------ Dataset content ------

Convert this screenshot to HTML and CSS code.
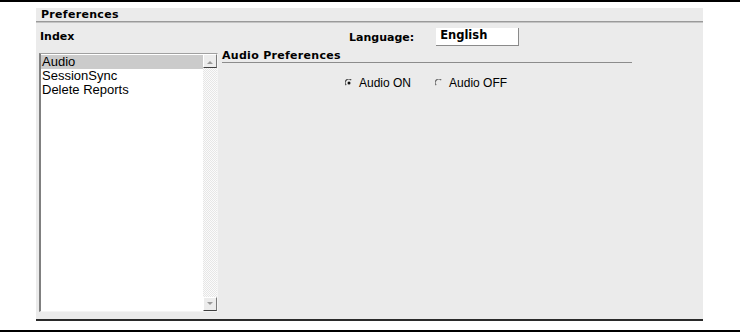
FILE: index.html
```html
<!DOCTYPE html>
<html lang="en">
<head>
    <meta charset="UTF-8">
    <title>Preferences</title>
    <link rel="stylesheet" href="styles.css">
</head>
<body>
    <div class="rule"></div>

    <div class="panel">
        <div class="panel-title">Preferences</div>

        <div class="panel-body">
            <div class="index-col">
                <div class="index-label">Index</div>
                <div class="listbox">
                    <div class="list-items">
                        <div class="list-item selected">Audio</div>
                        <div class="list-item">SessionSync</div>
                        <div class="list-item">Delete Reports</div>
                    </div>
                    <div class="scrollbar">
                        <div class="scroll-btn"><span class="arrow up"></span></div>
                        <div class="scroll-track"></div>
                        <div class="scroll-btn"><span class="arrow down"></span></div>
                    </div>
                </div>
            </div>

            <div class="main-col">
                <div class="lang-row">
                    <span class="lang-label">Language:</span>
                    <div class="lang-box">English</div>
                </div>

                <div class="section">
                    <div class="section-title">Audio Preferences</div>
                    <div class="radio-row">
                        <label class="radio">
                            <svg width="8" height="8" viewBox="0 0 8 8">
                                <path d="M1.2 6.2 A3.3 3.3 0 0 1 6.2 1.2" fill="none" stroke="#4a4a4a" stroke-width="1.2"/>
                                <circle cx="4" cy="4" r="1.5" fill="#111"/>
                            </svg>
                            <span>Audio ON</span>
                        </label>
                        <label class="radio">
                            <svg width="8" height="8" viewBox="0 0 8 8">
                                <path d="M1.2 6.2 A3.3 3.3 0 0 1 6.2 1.2" fill="none" stroke="#6a6a6a" stroke-width="1.2"/>
                            </svg>
                            <span>Audio OFF</span>
                        </label>
                    </div>
                </div>
            </div>
        </div>
    </div>

    <div class="rule bottom"></div>
</body>
</html>
```

FILE: styles.css
```css
* {
    margin: 0;
    padding: 0;
    box-sizing: border-box;
}

body {
    width: 740px;
    height: 332px;
    background: #ffffff;
    color: #000000;
    font-family: "Liberation Sans", Arial, sans-serif;
    overflow: hidden;
}

.rule {
    height: 2px;
    background: #000000;
}

.rule.bottom {
    margin-top: 9px;
}

.panel {
    margin: 6px 37px 0 36px;
    height: 313px;
    background: #ebebeb;
    border-bottom: 2px solid #2a2a2a;
}

.panel-title {
    height: 14px;
    padding-left: 5px;
    font-family: "DejaVu Sans", sans-serif;
    font-weight: bold;
    font-size: 11px;
    line-height: 13px;
    letter-spacing: 0.3px;
    border-bottom: 1px solid #9a9a9a;
    box-shadow: 0 1px 0 #c4c4c4;
}

.panel-body {
    display: flex;
}

/* left column */
.index-col {
    width: 184px;
    padding-left: 3px;
}

.index-label {
    padding-top: 8px;
    padding-left: 1px;
    height: 31px;
    font-family: "DejaVu Sans", sans-serif;
    font-weight: bold;
    font-size: 11px;
    line-height: 13px;
}

.listbox {
    display: flex;
    width: 179px;
    height: 259px;
    background: #ffffff;
    border-top: 1px solid #a0a0a0;
    border-left: 2px solid #808080;
    border-right: 1px solid #f4f4f4;
    border-bottom: 1px solid #f4f4f4;
}

.list-items {
    flex: 1;
    padding-top: 1px;
}

.list-item {
    height: 14px;
    padding-left: 1px;
    font-size: 13px;
    line-height: 14px;
    white-space: nowrap;
}

.list-item.selected {
    background: #cbcbcb;
}

.scrollbar {
    width: 14px;
    display: flex;
    flex-direction: column;
}

.scroll-btn {
    height: 14px;
    background: #ececec;
    border-top: 1px solid #ffffff;
    border-left: 1px solid #ffffff;
    border-right: 1px solid #7a7a7a;
    border-bottom: 1px solid #404040;
    display: flex;
    align-items: center;
    justify-content: center;
}

.scroll-track {
    flex: 1;
    background: repeating-conic-gradient(#e6e6e6 0 25%, #fbfbfb 0 50%) 0 0 / 2px 2px;
}

.arrow {
    width: 0;
    height: 0;
    border-left: 3px solid transparent;
    border-right: 3px solid transparent;
}

.arrow.up {
    border-bottom: 3px solid #9a9a9a;
    margin-top: 2px;
}

.arrow.down {
    border-top: 3px solid #9a9a9a;
    margin-bottom: 2px;
}

/* right column */
.main-col {
    flex: 1;
}

.lang-row {
    display: flex;
    align-items: center;
    gap: 22px;
    padding-top: 6px;
    padding-left: 129px;
}

.lang-label {
    font-family: "DejaVu Sans", sans-serif;
    font-weight: bold;
    font-size: 11px;
    line-height: 13px;
}

.lang-box {
    width: 83px;
    height: 18px;
    padding-left: 4px;
    background: #ffffff;
    border-right: 1px solid #8a8a8a;
    border-bottom: 1px solid #8a8a8a;
    font-family: "DejaVu Sans", sans-serif;
    font-weight: bold;
    font-size: 11.5px;
    line-height: 14px;
}

.section {
    margin-top: 4px;
    margin-left: 2px;
}

.section-title {
    width: 410px;
    height: 13px;
    font-family: "DejaVu Sans", sans-serif;
    font-weight: bold;
    font-size: 11px;
    line-height: 12px;
    letter-spacing: 0.3px;
    border-bottom: 1px solid #8c8c8c;
}

.radio-row {
    display: flex;
    gap: 24px;
    margin-top: 13px;
    padding-left: 123px;
}

.radio {
    display: flex;
    align-items: center;
    gap: 6px;
    font-size: 12px;
    line-height: 14px;
}
```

------

- _Instructions to follow_:
Copy all the data exactly as written, but skip any picture.

- _Finished task_:
Convert this screenshot to HTML and CSS code.
FILE: index.html
```html
<!DOCTYPE html>
<html lang="en">
<head>
    <meta charset="UTF-8">
    <title>Preferences</title>
    <link rel="stylesheet" href="styles.css">
</head>
<body>
    <div class="rule"></div>

    <div class="panel">
        <div class="panel-title">Preferences</div>

        <div class="panel-body">
            <div class="index-col">
                <div class="index-label">Index</div>
                <div class="listbox">
                    <div class="list-items">
                        <div class="list-item selected">Audio</div>
                        <div class="list-item">SessionSync</div>
                        <div class="list-item">Delete Reports</div>
                    </div>
                    <div class="scrollbar">
                        <div class="scroll-btn"><span class="arrow up"></span></div>
                        <div class="scroll-track"></div>
                        <div class="scroll-btn"><span class="arrow down"></span></div>
                    </div>
                </div>
            </div>

            <div class="main-col">
                <div class="lang-row">
                    <span class="lang-label">Language:</span>
                    <div class="lang-box">English</div>
                </div>

                <div class="section">
                    <div class="section-title">Audio Preferences</div>
                    <div class="radio-row">
                        <label class="radio">
                            <svg width="8" height="8" viewBox="0 0 8 8">
                                <path d="M1.2 6.2 A3.3 3.3 0 0 1 6.2 1.2" fill="none" stroke="#4a4a4a" stroke-width="1.2"/>
                                <circle cx="4" cy="4" r="1.5" fill="#111"/>
                            </svg>
                            <span>Audio ON</span>
                        </label>
                        <label class="radio">
                            <svg width="8" height="8" viewBox="0 0 8 8">
                                <path d="M1.2 6.2 A3.3 3.3 0 0 1 6.2 1.2" fill="none" stroke="#6a6a6a" stroke-width="1.2"/>
                            </svg>
                            <span>Audio OFF</span>
                        </label>
                    </div>
                </div>
            </div>
        </div>
    </div>

    <div class="rule bottom"></div>
</body>
</html>
```

FILE: styles.css
```css
* {
    margin: 0;
    padding: 0;
    box-sizing: border-box;
}

body {
    width: 740px;
    height: 332px;
    background: #ffffff;
    color: #000000;
    font-family: "Liberation Sans", Arial, sans-serif;
    overflow: hidden;
}

.rule {
    height: 2px;
    background: #000000;
}

.rule.bottom {
    margin-top: 9px;
}

.panel {
    margin: 6px 37px 0 36px;
    height: 313px;
    background: #ebebeb;
    border-bottom: 2px solid #2a2a2a;
}

.panel-title {
    height: 14px;
    padding-left: 5px;
    font-family: "DejaVu Sans", sans-serif;
    font-weight: bold;
    font-size: 11px;
    line-height: 13px;
    letter-spacing: 0.3px;
    border-bottom: 1px solid #9a9a9a;
    box-shadow: 0 1px 0 #c4c4c4;
}

.panel-body {
    display: flex;
}

/* left column */
.index-col {
    width: 184px;
    padding-left: 3px;
}

.index-label {
    padding-top: 8px;
    padding-left: 1px;
    height: 31px;
    font-family: "DejaVu Sans", sans-serif;
    font-weight: bold;
    font-size: 11px;
    line-height: 13px;
}

.listbox {
    display: flex;
    width: 179px;
    height: 259px;
    background: #ffffff;
    border-top: 1px solid #a0a0a0;
    border-left: 2px solid #808080;
    border-right: 1px solid #f4f4f4;
    border-bottom: 1px solid #f4f4f4;
}

.list-items {
    flex: 1;
    padding-top: 1px;
}

.list-item {
    height: 14px;
    padding-left: 1px;
    font-size: 13px;
    line-height: 14px;
    white-space: nowrap;
}

.list-item.selected {
    background: #cbcbcb;
}

.scrollbar {
    width: 14px;
    display: flex;
    flex-direction: column;
}

.scroll-btn {
    height: 14px;
    background: #ececec;
    border-top: 1px solid #ffffff;
    border-left: 1px solid #ffffff;
    border-right: 1px solid #7a7a7a;
    border-bottom: 1px solid #404040;
    display: flex;
    align-items: center;
    justify-content: center;
}

.scroll-track {
    flex: 1;
    background: repeating-conic-gradient(#e6e6e6 0 25%, #fbfbfb 0 50%) 0 0 / 2px 2px;
}

.arrow {
    width: 0;
    height: 0;
    border-left: 3px solid transparent;
    border-right: 3px solid transparent;
}

.arrow.up {
    border-bottom: 3px solid #9a9a9a;
    margin-top: 2px;
}

.arrow.down {
    border-top: 3px solid #9a9a9a;
    margin-bottom: 2px;
}

/* right column */
.main-col {
    flex: 1;
}

.lang-row {
    display: flex;
    align-items: center;
    gap: 22px;
    padding-top: 6px;
    padding-left: 129px;
}

.lang-label {
    font-family: "DejaVu Sans", sans-serif;
    font-weight: bold;
    font-size: 11px;
    line-height: 13px;
}

.lang-box {
    width: 83px;
    height: 18px;
    padding-left: 4px;
    background: #ffffff;
    border-right: 1px solid #8a8a8a;
    border-bottom: 1px solid #8a8a8a;
    font-family: "DejaVu Sans", sans-serif;
    font-weight: bold;
    font-size: 11.5px;
    line-height: 14px;
}

.section {
    margin-top: 4px;
    margin-left: 2px;
}

.section-title {
    width: 410px;
    height: 13px;
    font-family: "DejaVu Sans", sans-serif;
    font-weight: bold;
    font-size: 11px;
    line-height: 12px;
    letter-spacing: 0.3px;
    border-bottom: 1px solid #8c8c8c;
}

.radio-row {
    display: flex;
    gap: 24px;
    margin-top: 13px;
    padding-left: 123px;
}

.radio {
    display: flex;
    align-items: center;
    gap: 6px;
    font-size: 12px;
    line-height: 14px;
}
```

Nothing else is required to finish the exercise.